Anglesey Antiquarian Society
- Formation: 5 October 1911; 114 years ago
- Type: Historical society; Nonprofit
- Registration no.: 507837
- Legal status: Charity
- Official languages: English; Welsh;
- Patron: Marquess of Anglesey
- President: Robin Grove-White
- Life Vice-President: Frances Lynch
- Website: www.hanesmon.org.uk

= Anglesey Antiquarian Society =

Local history society in Wales

The Anglesey Antiquarian Society (AAS; Cymdeithas Hynafiaethwyr Môn) is a local history group that focuses on the history, archaeology and environment of Anglesey (Ynys Môn) in Wales (Cymru). It was founded in 1911 and continues to be an active society, hosting lectures and excursions as well as publishing books, a quarterly newsletter and annual Transactions of scholarly papers.

==History==
On 5 October 1911 a public meeting was held of people interested in the history of Anglesey and concerned about the possible loss of archaeological sites and historical buildings. It was prompted by the destruction of a Bronze Age burial mound by the laying of a railway near Pentraeth in 1908; quick action by local antiquarians managed to rescue a few artefacts from the site. It was resolved to explore the formation of a society and over the next few months a provisional committee was appointed, rules were drafted, and members elected. By the time of the first official meeting on 30 April 1912 the society had 175 members, including 14 members of the aristocracy and gentry, 25 clergy, eight teachers, two academics and three members of Parliament (but only five women).

The two driving forces behind setting up the society were Lord Boston and his brother-in-law, the solicitor E. Neil Baynes. Boston's Anglesey seat was Plas Lligwy, near Moelfre, which overlooks the site of a Romano-British village, Din Lligwy. They were both keen amateur archaeologists, and together they excavated the site in 1905 and published the results three years later. Boston was appointed president of the society after the initial meeting in 1911. At the first annual meeting of the AAS in 1912 Baynes delivered a lecture on Prehistoric Man in Anglesey after Boston's presidential address. He went on to contribute 67 more articles to the AAS Transactions up to 1947.

The 50th anniversary of the society was marked by a special meeting in Llangefni on 18 November 1961, where it was noted only three of the founder members were still alive, including Neil Baynes. In 2011 the society celebrated its centenary with a major conference and exhibition, as well as a special volume of the Transactions with papers exploring the eminent historians and antiquarians of the island, histories of excavations and connections to the wider world, and of the society's activities over the previous 100 years.

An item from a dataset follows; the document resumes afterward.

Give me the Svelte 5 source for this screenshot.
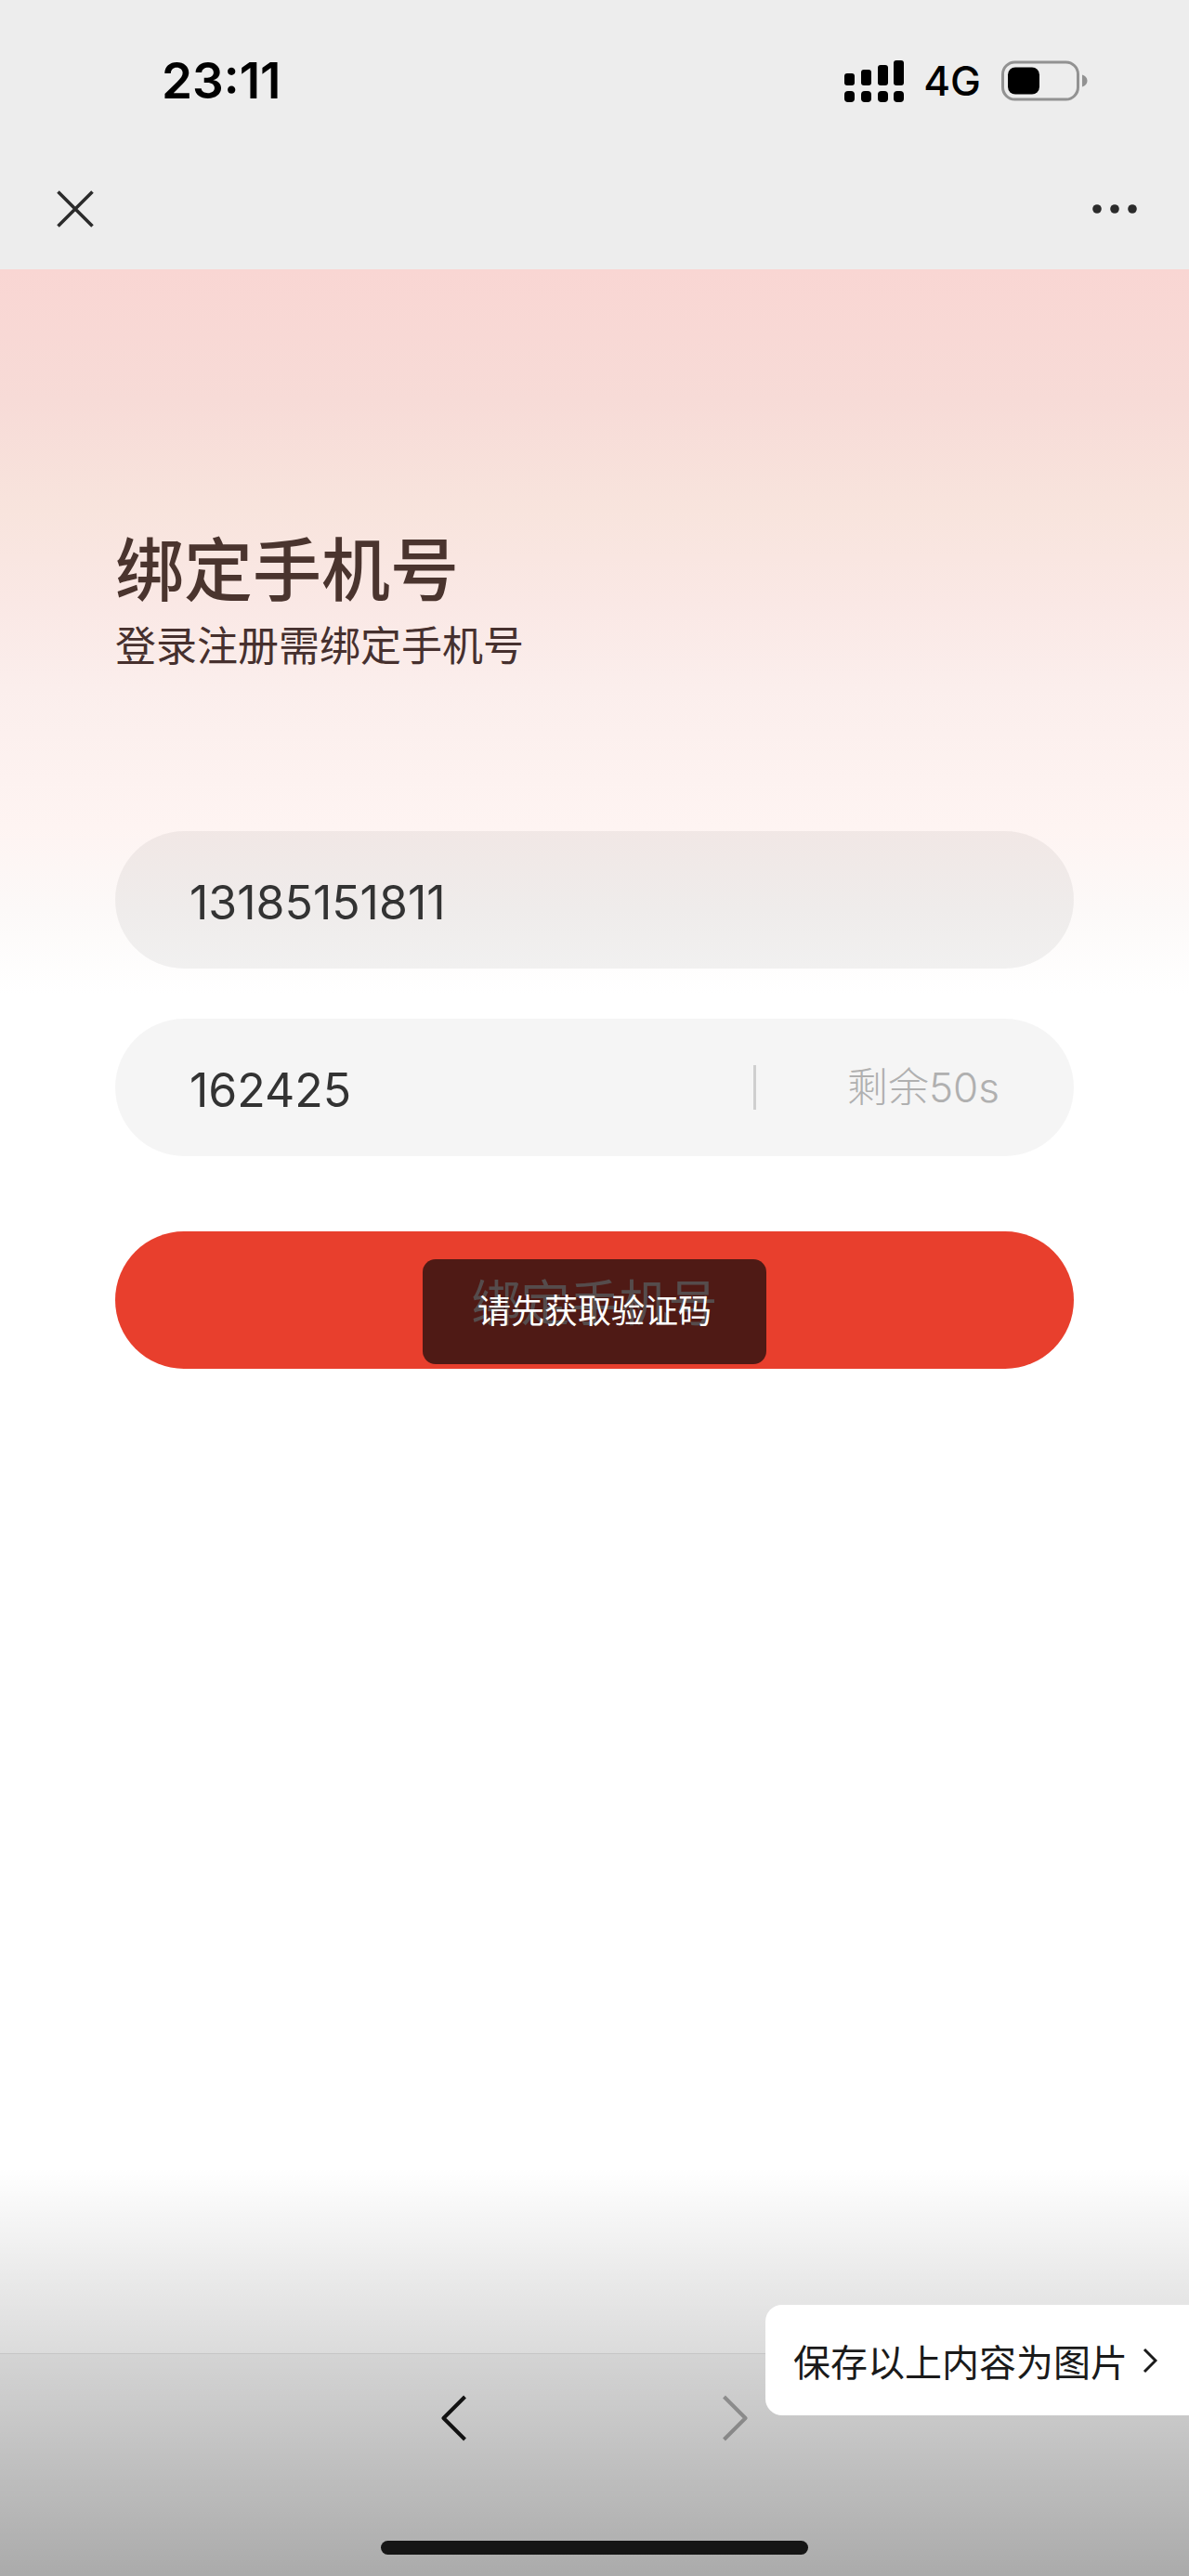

In 1968 a Junior Section was set up for children aged 11 to 16, which attracted interest from over 200 youth. They were involved in excavations and excursions.

==Activities==
The purpose of the society, as stated in the original rules, is "the practical study of Archaeology, Natural Science, Art, Literature, History and kindred subjects as far as they pertain to Anglesey; also the preservation of historical documents, ancient monuments, rare birds and plants, and objects of geological or other scientific interest in the Island." This is accomplished by having several meetings each year where lectures are given, organizing excursions where members can visit various historical or natural sites on the island, and publishing scholarly articles in the annual Transactions. In 1966 the society published the first in its Studies in Anglesey History series of books, which now numbers 14 volumes.

In the early days the society also acted to monitor and protect historical and archaeological sites. The island was divided into 15 districts and an observer was appointed for each one. Their task was to visit all the known sites of interest in their district and report on their condition. If any sites were damaged or threatened with damage the committee was to be notified, as well as any official bodies such as H.M. Office of Works. This continued into the 1960s.

A number of archaeological excavations were undertaken or funded by the society. In the late 1920s they supported investigations into the Neolithic passage tomb Bryn Celli Ddu. In 1955 they oversaw excavation of a Mesolithic site at Trwyn Du, near Aberffraw, and two years later at another Aberffraw site thought to be the medieval palace of Llywelyn the Great Prince of Gwynedd. In 1993 work by the society at a site in Llanfaes thought to be a medieval marketplace found a number of items, including a 12th-century papal seal and numerous coins, buckles and pendants.

Some of the artefacts from these excavations were housed at the National Museum Cardiff and others at The Museum of Welsh Antiquities at Bangor University. They are now all in the collections of Oriel Môn.